« Je suis tombé par terre, c’est la faute à Voltaire. Le nez dans le ruisseau, c’est la faute à Rousseau »… De la nécessaire preuve du préjudice !
Il ne suffit pas d’invoquer un préjudice, encore faut-il en rapporter la preuve. Tel est le principal apport de cette décision de la cour d’appel de Versailles :
« Pour rejeter la demande ainsi que les demandes subséquentes, relatives au préavis et à l’indemnité de licenciement, la Cour retient que le salarié qui sollicite la requalification de son départ à la retraite en un licenciement sans cause réelle et sérieuse, ne produit aucun élément probant démontrant qu’à défaut, il aurait poursuivi son activité professionnelle ».
CA Versailles, 21e ch., 2 juin 2016, no 15/00992, Lucien X c/ SAS TF CHIMIE
Le présent arrêt rendu le 2 juin 2016 par la 21e chambre de la cour d’appel de Versailles mérite l’attention pour au moins deux raisons. Les faits étaient assez classiques.
Un salarié avait été licencié et une fois parti en retraite, il saisit alors le conseil de prud’hommes aux fins d’obtenir la réparation de divers préjudices qu’il estimait avoir subis au cours de l’exécution de son contrat de travail.
Il sollicitait notamment le paiement d’une indemnité au motif que son employeur ne lui aurait permis d’accéder à une formation que d’une manière très limitée : 2 jours de formation en 15 ans, ce qui est fort peu. À l’appui de cette demande, peut-être un peu opportuniste, le salarié soutenait qu’il ne savait pas lire et qu’il écrivait avec beaucoup de difficultés.
La cour rappelle que la violation de l’obligation de l’employeur de veiller à l’employabilité du salarié, suppose que celui-ci invoque un préjudice subi du fait de ce manquement.
Elle considère que l’illettrisme invoqué par l’appelant ne trouve pas sa cause dans le non-respect de cette obligation de l’employeur dès lors que le salarié ne soutient pas avoir été empêché d’occuper un autre emploi que celui qu’il a tenu jusqu’à son départ à la retraite.
La nécessaire preuve du préjudice.
La cour d’appel de Versailles fait ici, à notre connaissance, l’une des premières applications de la nouvelle jurisprudence de la Cour de cassation quant à la preuve du préjudice.

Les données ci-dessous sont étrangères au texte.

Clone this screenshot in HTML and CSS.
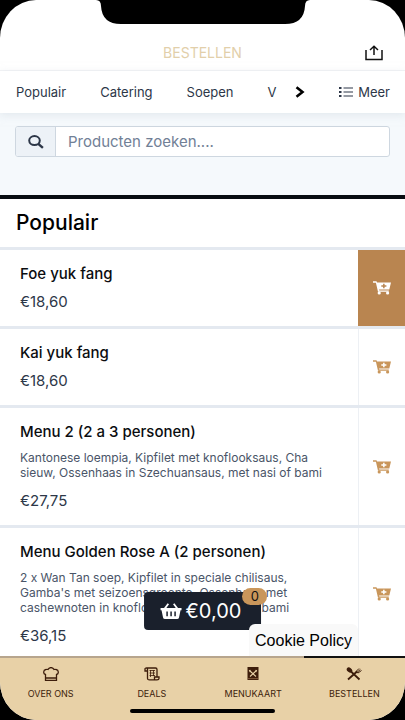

On sait en effet que la haute juridiction, par un arrêt du 13 avril 2016, vient de faire évoluer la notion du préjudice du salarié dit « préjudice nécessaire »1.

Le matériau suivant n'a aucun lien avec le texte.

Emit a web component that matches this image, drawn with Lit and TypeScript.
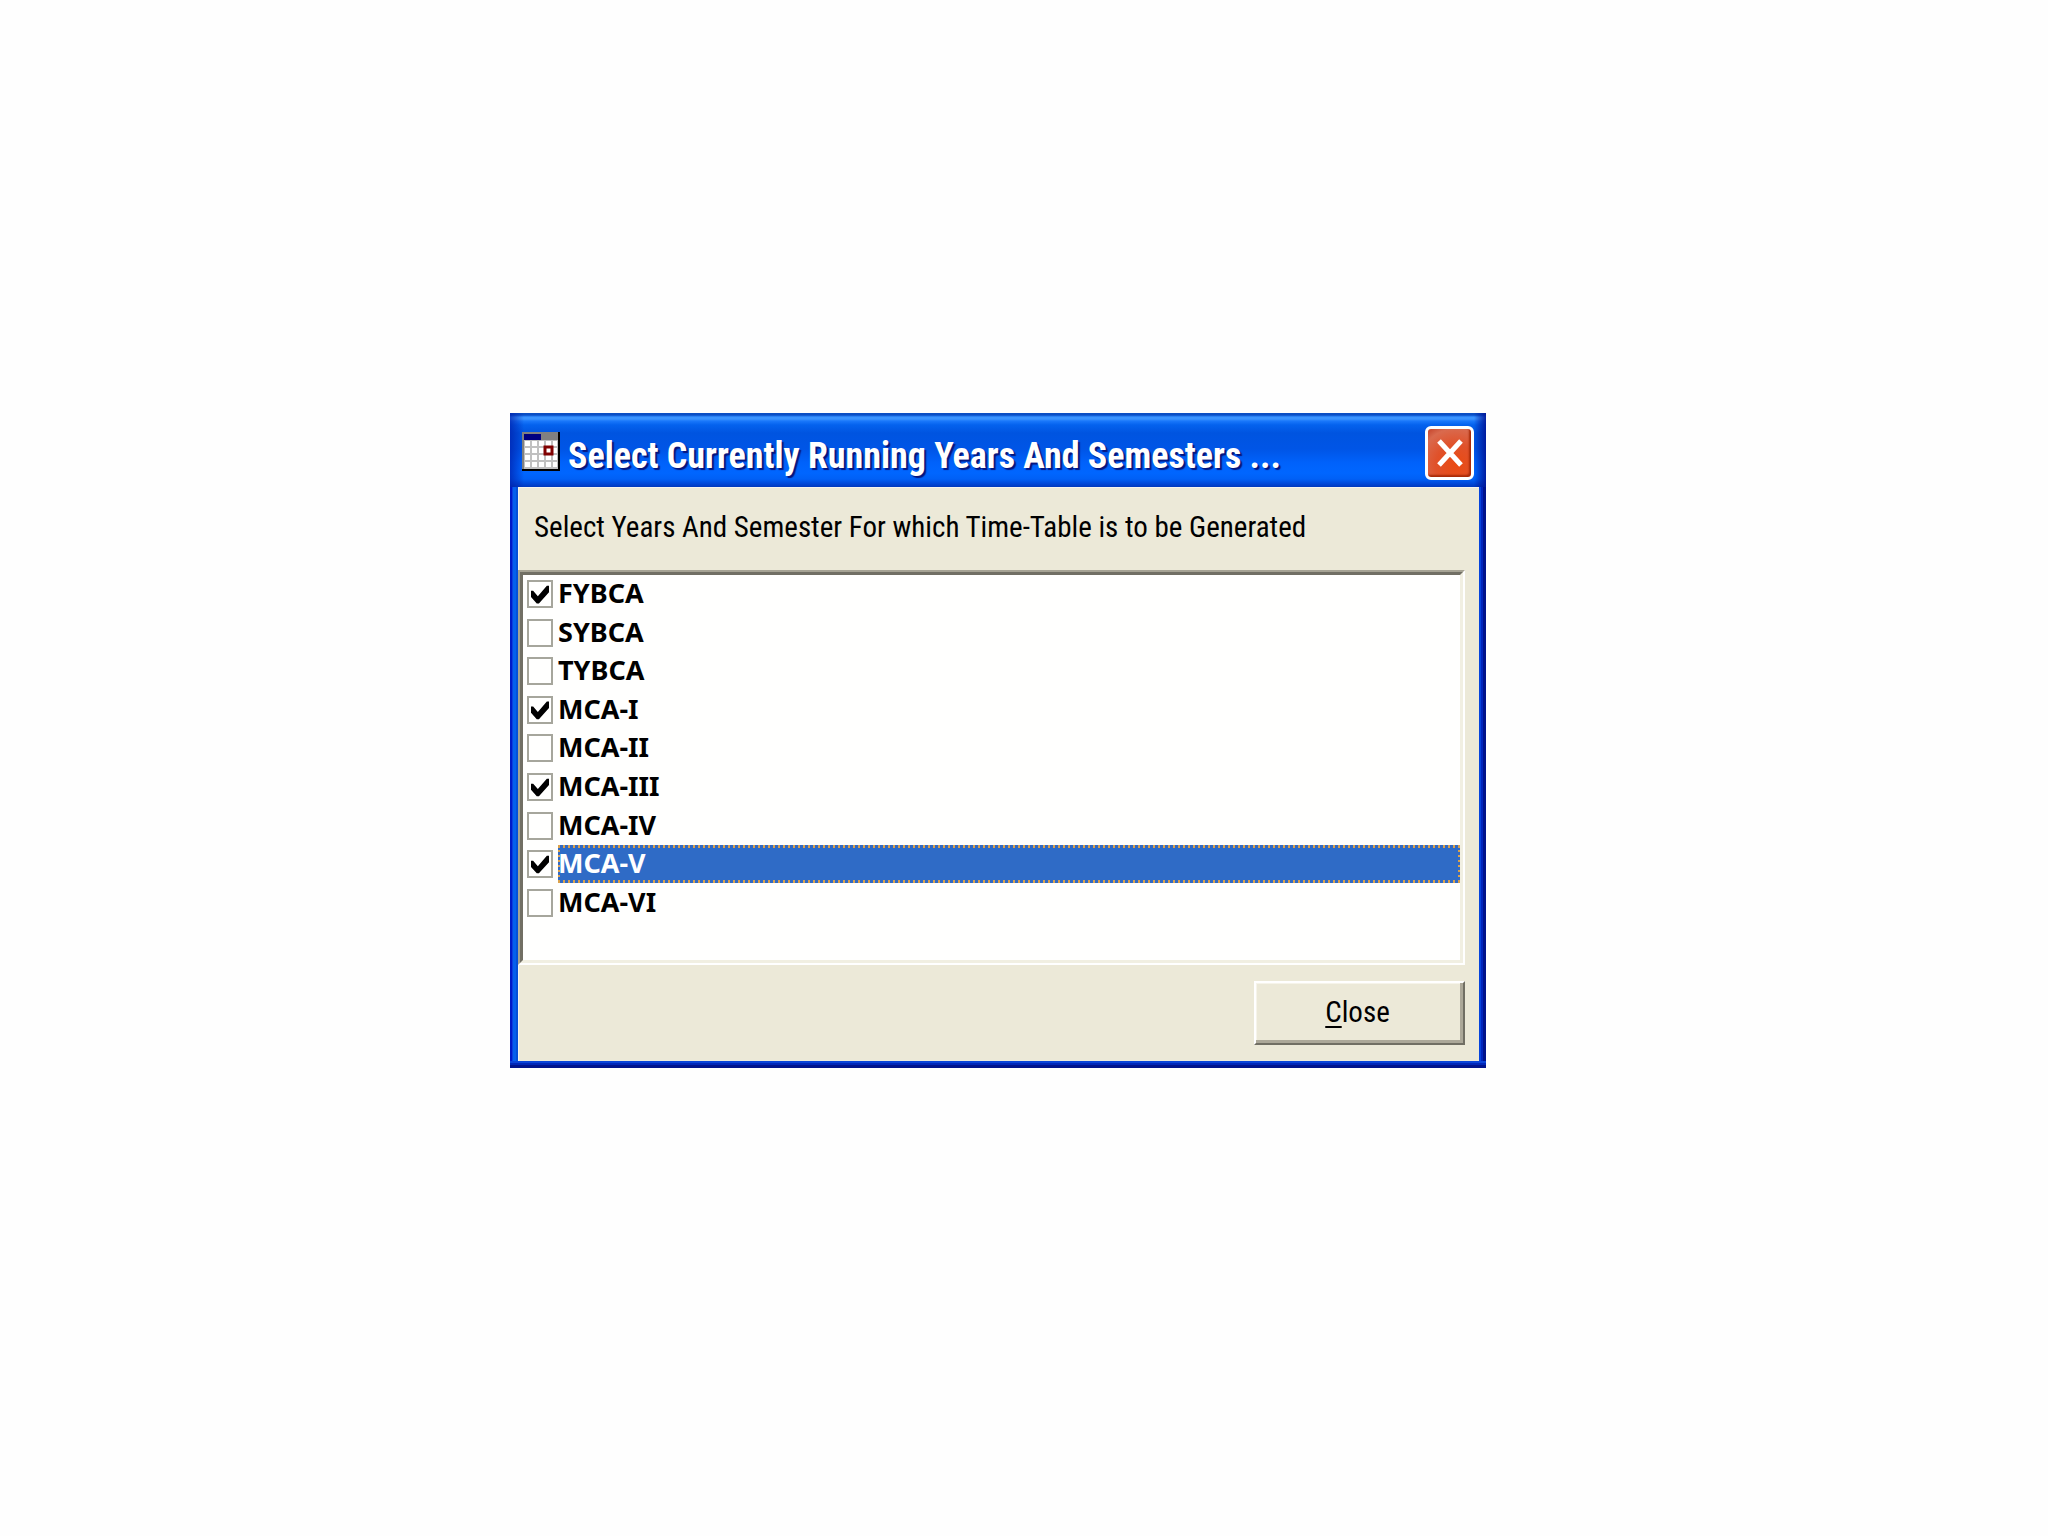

Par un attendu aussi bref que lapidaire, la Cour de cassation indique en effet que désormais : « l’existence d’un préjudice et l’évaluation de celui-ci relève du pouvoir souverain de l’appréciation des juges du fond » et que « le conseil de prud’hommes qui a constaté que le salarié n’apportait aucun élément pour justifier le préjudice allégué, a, par ce seul motif, légalement justifié sa décision ».
C’est ce qu’ont exactement décidé les juges versaillais, en estimant que le salarié qui sollicitait la requalification de son départ à la retraite en un licenciement sans cause réelle et sérieuse, ne produisait aucun élément probant démontrant qu’à défaut, il aurait poursuivi son activité professionnelle.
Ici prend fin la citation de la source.